In a Gamasutra opinion piece today, CEO and creative director of Divide by Zero Games James Portnow offered his thoughts on one of the less conspicuous – but no less daunting – impediments to the maturation of the gaming medium.
Explaining that basic decision-making comprises one of the chief fundaments of design, he further distills the overarching category into the distinct domains of ‘choice’ and ‘problem’, and suggests that a failure to differentiate between the two has thus far curtailed the artistic evolution of games in general.
A problem, he writes, consists in a scenario with an unequivocally correct or otherwise preferable outcome. Borrowing from Blizzard’s ludicrously-popular MMO, he provides the following example:
‘in World of Warcraft deciding what gear to wear is a problem and not a choice. Why? Because for any given objective in World of Warcraft there is a set of gear that will best facilitate accomplishing that objective.’
By contrast, a choice encompasses a range of options which either are equally desirable, or admit of no meaningful comparison to one another:
‘Choosing between an apple and an orange is a choice. Choosing between friends or lovers, choosing between roses and lilies, choosing between anything that’s six to one half dozen — these are choices.’
Neither species of decision, he stresses further, is necessarily better than the other, but he feels that the tendency to confound the two has become a very real obstacle to games’ development. Pointing to the critically-acclaimed Bioshock and Mass Effect, he argues that many of the ‘choices’ with which each confronts the player have in all reality been chained to the game mechanics themselves, and thereby reduced merely to problems:
‘how many times have you been offered a choice to be nice to an old man or to ignore him and had the reward for being nice to him be X experience (or ammo or money) and the reward for ignoring him be Y experience (where Y is less then X, and often zero)?

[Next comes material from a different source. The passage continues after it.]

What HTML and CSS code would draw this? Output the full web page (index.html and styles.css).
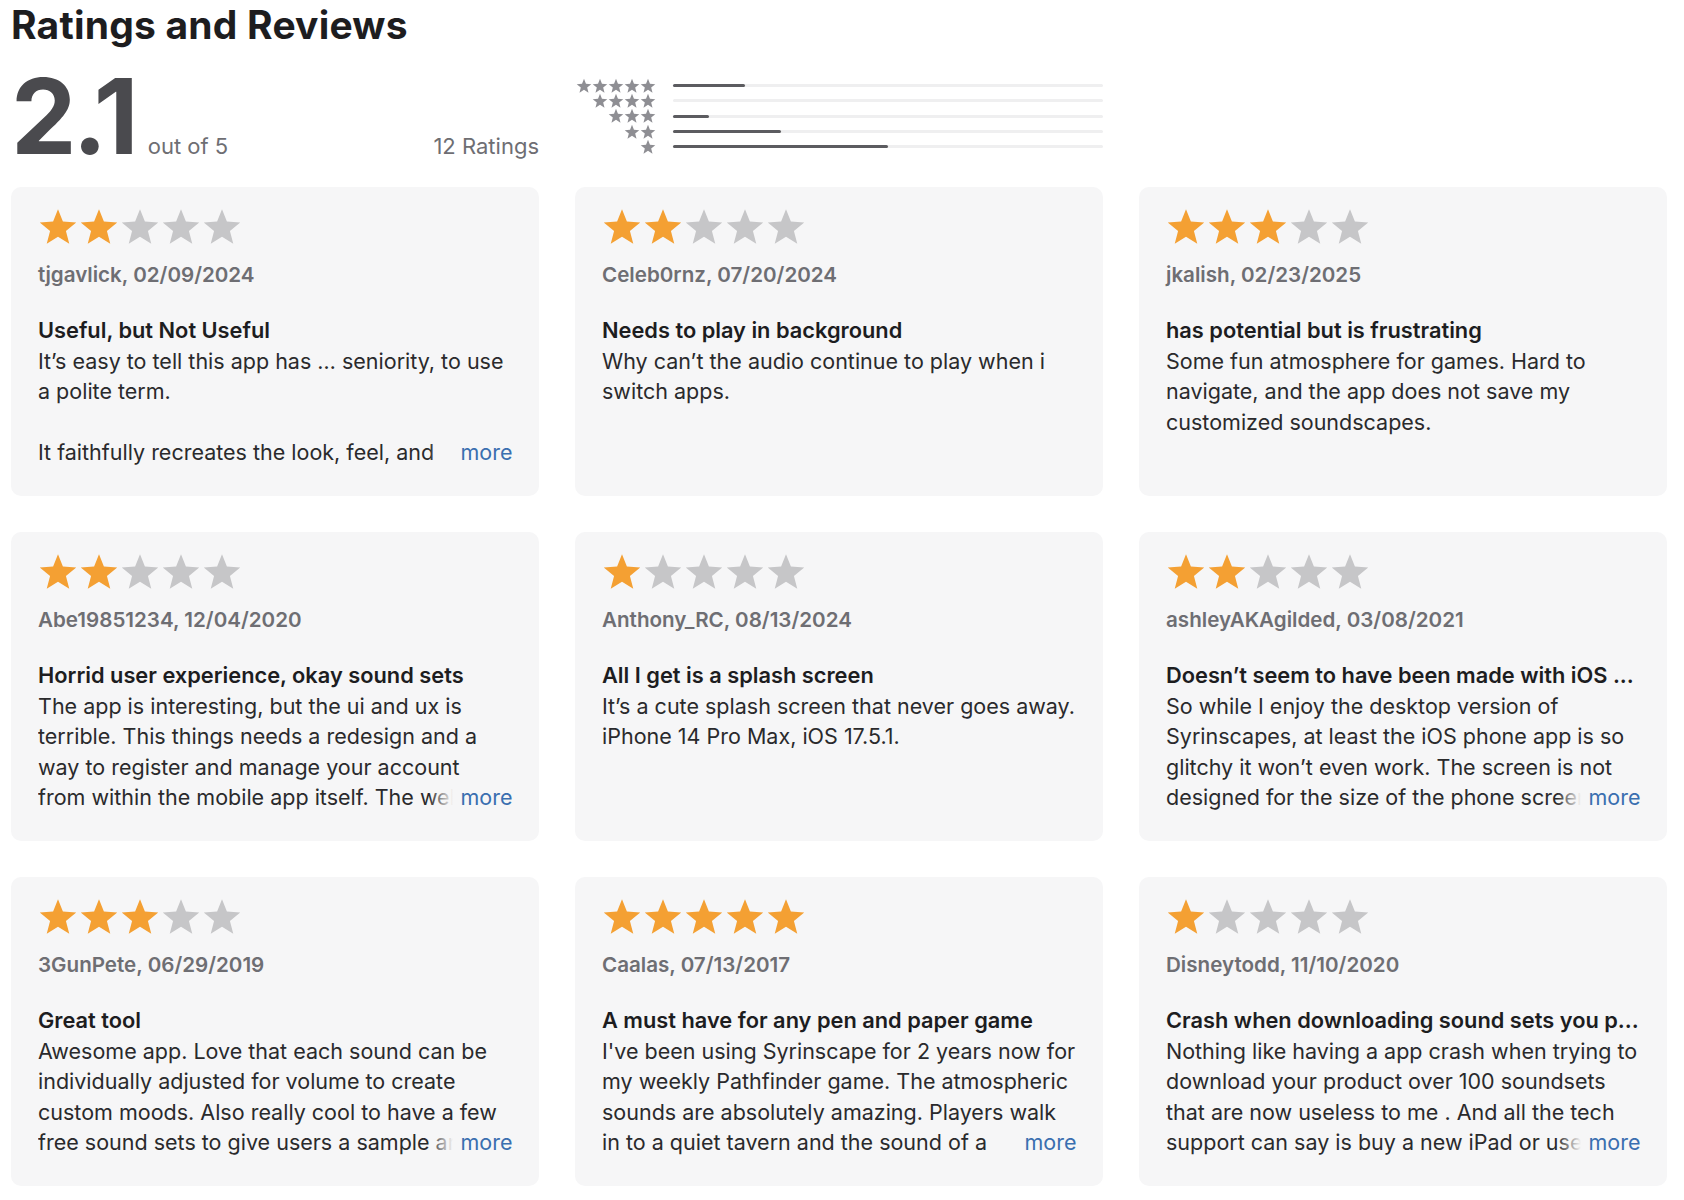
FILE: index.html
```html
<!DOCTYPE html>
<html lang="en">
<head>
    <meta charset="UTF-8">
    <meta name="viewport" content="width=device-width, initial-scale=1.0">
    <title>Ratings and Reviews</title>
    <link rel="stylesheet" href="styles.css">
</head>
<body>
    <svg class="defs" aria-hidden="true">
        <symbol id="star" viewBox="0 0 24 24">
            <polygon points="12,1.3 14.94,8.76 22.94,9.25 16.76,14.35 18.76,22.1 12,17.8 5.24,22.1 7.24,14.35 1.06,9.25 9.06,8.76"/>
        </symbol>
    </svg>

    <main class="page">
        <h1>Ratings and Reviews</h1>

        <section class="summary">
            <div class="score">
                <span class="score-value">2.1</span>
                <span class="score-out">out of 5</span>
                <span class="score-count">12 Ratings</span>
            </div>

            <div class="histogram">
                <div class="hist-row">
                    <div class="hist-stars">
                        <svg><use href="#star"/></svg><svg><use href="#star"/></svg><svg><use href="#star"/></svg><svg><use href="#star"/></svg><svg><use href="#star"/></svg>
                    </div>
                    <div class="hist-bar"><span style="width: 16.7%"></span></div>
                </div>
                <div class="hist-row">
                    <div class="hist-stars">
                        <svg><use href="#star"/></svg><svg><use href="#star"/></svg><svg><use href="#star"/></svg><svg><use href="#star"/></svg>
                    </div>
                    <div class="hist-bar"><span style="width: 0%"></span></div>
                </div>
                <div class="hist-row">
                    <div class="hist-stars">
                        <svg><use href="#star"/></svg><svg><use href="#star"/></svg><svg><use href="#star"/></svg>
                    </div>
                    <div class="hist-bar"><span style="width: 8.3%"></span></div>
                </div>
                <div class="hist-row">
                    <div class="hist-stars">
                        <svg><use href="#star"/></svg><svg><use href="#star"/></svg>
                    </div>
                    <div class="hist-bar"><span style="width: 25%"></span></div>
                </div>
                <div class="hist-row">
                    <div class="hist-stars">
                        <svg><use href="#star"/></svg>
                    </div>
                    <div class="hist-bar"><span style="width: 50%"></span></div>
                </div>
            </div>
        </section>

        <section class="reviews">
            <article class="review">
                <div class="stars">
                    <svg class="on"><use href="#star"/></svg><svg class="on"><use href="#star"/></svg><svg><use href="#star"/></svg><svg><use href="#star"/></svg><svg><use href="#star"/></svg>
                </div>
                <div class="author">tjgavlick, 02/09/2024</div>
                <h3 class="review-title">Useful, but Not Useful</h3>
                <div class="review-body">
                    <p>It’s easy to tell this app has … seniority, to use a polite term.<br><br>It faithfully recreates the look, feel, and behaviour of the desktop app from a decade ago, which is not what you want on a phone.</p>
                    <a class="more" href="#">more</a>
                </div>
            </article>

            <article class="review">
                <div class="stars">
                    <svg class="on"><use href="#star"/></svg><svg class="on"><use href="#star"/></svg><svg><use href="#star"/></svg><svg><use href="#star"/></svg><svg><use href="#star"/></svg>
                </div>
                <div class="author">Celeb0rnz, 07/20/2024</div>
                <h3 class="review-title">Needs to play in background</h3>
                <div class="review-body">
                    <p>Why can’t the audio continue to play when i switch apps.</p>
                </div>
            </article>

            <article class="review">
                <div class="stars">
                    <svg class="on"><use href="#star"/></svg><svg class="on"><use href="#star"/></svg><svg class="on"><use href="#star"/></svg><svg><use href="#star"/></svg><svg><use href="#star"/></svg>
                </div>
                <div class="author">jkalish, 02/23/2025</div>
                <h3 class="review-title">has potential but is frustrating</h3>
                <div class="review-body">
                    <p>Some fun atmosphere for games. Hard to navigate, and the app does not save my customized soundscapes.</p>
                </div>
            </article>

            <article class="review">
                <div class="stars">
                    <svg class="on"><use href="#star"/></svg><svg class="on"><use href="#star"/></svg><svg><use href="#star"/></svg><svg><use href="#star"/></svg><svg><use href="#star"/></svg>
                </div>
                <div class="author">Abe19851234, 12/04/2020</div>
                <h3 class="review-title">Horrid user experience, okay sound sets</h3>
                <div class="review-body">
                    <p>The app is interesting, but the ui and ux is terrible. This things needs a redesign and a way to register and manage your account from within the mobile app itself. The website is the only place to do that right now.</p>
                    <a class="more" href="#">more</a>
                </div>
            </article>

            <article class="review">
                <div class="stars">
                    <svg class="on"><use href="#star"/></svg><svg><use href="#star"/></svg><svg><use href="#star"/></svg><svg><use href="#star"/></svg><svg><use href="#star"/></svg>
                </div>
                <div class="author">Anthony_RC, 08/13/2024</div>
                <h3 class="review-title">All I get is a splash screen</h3>
                <div class="review-body">
                    <p>It’s a cute splash screen that never goes away. iPhone 14 Pro Max, iOS 17.5.1.</p>
                </div>
            </article>

            <article class="review">
                <div class="stars">
                    <svg class="on"><use href="#star"/></svg><svg class="on"><use href="#star"/></svg><svg><use href="#star"/></svg><svg><use href="#star"/></svg><svg><use href="#star"/></svg>
                </div>
                <div class="author">ashleyAKAgilded, 03/08/2021</div>
                <h3 class="review-title">Doesn’t seem to have been made with iOS ...</h3>
                <div class="review-body">
                    <p>So while I enjoy the desktop version of Syrinscapes, at least the iOS phone app is so glitchy it won’t even work. The screen is not designed for the size of the phone screen and half the buttons are cut off.</p>
                    <a class="more" href="#">more</a>
                </div>
            </article>

            <article class="review">
                <div class="stars">
                    <svg class="on"><use href="#star"/></svg><svg class="on"><use href="#star"/></svg><svg class="on"><use href="#star"/></svg><svg><use href="#star"/></svg><svg><use href="#star"/></svg>
                </div>
                <div class="author">3GunPete, 06/29/2019</div>
                <h3 class="review-title">Great tool</h3>
                <div class="review-body">
                    <p>Awesome app. Love that each sound can be individually adjusted for volume to create custom moods. Also really cool to have a few free sound sets to give users a sample and a feel for the app.</p>
                    <a class="more" href="#">more</a>
                </div>
            </article>

            <article class="review">
                <div class="stars">
                    <svg class="on"><use href="#star"/></svg><svg class="on"><use href="#star"/></svg><svg class="on"><use href="#star"/></svg><svg class="on"><use href="#star"/></svg><svg class="on"><use href="#star"/></svg>
                </div>
                <div class="author">Caalas, 07/13/2017</div>
                <h3 class="review-title">A must have for any pen and paper game</h3>
                <div class="review-body">
                    <p>I've been using Syrinscape for 2 years now for my weekly Pathfinder game. The atmospheric sounds are absolutely amazing. Players walk in to a quiet tavern and the sound of a crackling fireplace greets them.</p>
                    <a class="more" href="#">more</a>
                </div>
            </article>

            <article class="review">
                <div class="stars">
                    <svg class="on"><use href="#star"/></svg><svg><use href="#star"/></svg><svg><use href="#star"/></svg><svg><use href="#star"/></svg><svg><use href="#star"/></svg>
                </div>
                <div class="author">Disneytodd, 11/10/2020</div>
                <h3 class="review-title">Crash when downloading sound sets you p...</h3>
                <div class="review-body">
                    <p>Nothing like having a app crash when trying to download your product over 100 soundsets that are now useless to me . And all the tech support can say is buy a new iPad or use another device.</p>
                    <a class="more" href="#">more</a>
                </div>
            </article>
        </section>
    </main>
</body>
</html>
```

FILE: styles.css
```css
body {
    margin: 0;
    padding: 4px 16px 0 11px;
    font-family: Inter, "Helvetica Neue", Arial, sans-serif;
    color: #1d1d1f;
    background-color: #fff;
}
.defs {
    display: none;
}
.page {
    width: 1656px;
}
h1 {
    margin: 0;
    font-size: 39px;
    line-height: 42px;
    font-weight: 700;
    letter-spacing: 0.2px;
}

/* summary */
.summary {
    display: grid;
    grid-template-columns: repeat(3, 528px);
    column-gap: 36px;
    margin-top: 18px;
    height: 104px;
}
.score {
    display: flex;
    align-items: baseline;
}
.score-value {
    font-size: 104px;
    line-height: 104px;
    font-weight: 700;
    color: #4a4a4e;
    letter-spacing: -4px;
}
.score-out,
.score-count {
    font-size: 22px;
    color: #6e6e73;
}
.score-out {
    margin-left: 13px;
}
.score-count {
    margin-left: auto;
}
.histogram {
    padding-top: 14px;
    display: flex;
    flex-direction: column;
}
.hist-row {
    display: flex;
    align-items: center;
    height: 15.3px;
}
.hist-stars {
    width: 81px;
    display: flex;
    justify-content: flex-end;
}
.hist-stars svg {
    width: 16px;
    height: 16px;
    fill: #8e8e93;
}
.hist-bar {
    flex: 1;
    margin-left: 17px;
    height: 3px;
    border-radius: 2px;
    background-color: #efeff0;
}
.hist-bar span {
    display: block;
    height: 100%;
    border-radius: 2px;
    background-color: #5c5c60;
}

/* review cards */
.reviews {
    display: grid;
    grid-template-columns: repeat(3, 528px);
    gap: 36px;
    margin-top: 19px;
}
.review {
    background-color: #f6f6f7;
    border-radius: 10px;
    padding: 20px 26.5px 28px 27px;
    height: 309px;
    box-sizing: border-box;
}
.stars {
    display: flex;
    gap: 1px;
}
.stars svg {
    width: 40px;
    height: 40px;
    fill: #c6c6c8;
}
.stars svg.on {
    fill: #f4a033;
}
.author {
    margin-top: 13px;
    font-size: 20.6px;
    line-height: 30px;
    font-weight: 600;
    color: #6e6e73;
}
.review-title {
    margin: 25px 0 0;
    font-size: 21.8px;
    line-height: 30.5px;
    font-weight: 600;
    white-space: nowrap;
    overflow: hidden;
    text-overflow: ellipsis;
}
.review-body {
    position: relative;
    max-height: 122px;
    overflow: hidden;
    font-size: 21.5px;
    line-height: 30.5px;
    color: #2a2a2c;
}
.review-body p {
    margin: 0;
}
.more {
    position: absolute;
    right: 0;
    bottom: 0;
    padding-left: 32px;
    color: #3a6fb0;
    text-decoration: none;
    background: linear-gradient(to right, rgba(246, 246, 247, 0), #f6f6f7 24px);
}
```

‘This decision is a problem and it’s pretty automatic, you simply ask yourself “Do I want that experience, or would I rather spend my time doing other things?” Helping the old man never even enters into the equation.’
And that gaming so consistently falls short of a more genuine representation of the ‘human condition’, he feels, has barred it from the hallowed halls in which society has enshrined literature and cinema:
‘In order to become an art we have to be able to address “the human experience”. There are a whole range of human experiences that are better expressed through choices then[sic] through problems. If we want to move this medium forward we have to be able to distinguish between the two and choose the one that is appropriate for the experience we are trying to craft.’
His insightful article can be found in its entirety at Gamasutra, with a more entertaining presentation of his idea available at YouTube for those who live in abject terror of the written word.
Source: Gamasutra
Saw the youtube video a few weeks back, raised some very interesting thinking points, especially as a games designer and not just a games player.
To be sure. I always enjoy a bit of insight into the goings-on at the developer’s side of the table, and generally try to keep an eye out for the same. Moreover, it’s too easy to forget about the dev team altogether, sometimes – it’s nice when they get a chance to make their voices heard as well.
I’m going to be chewing on this for awhile.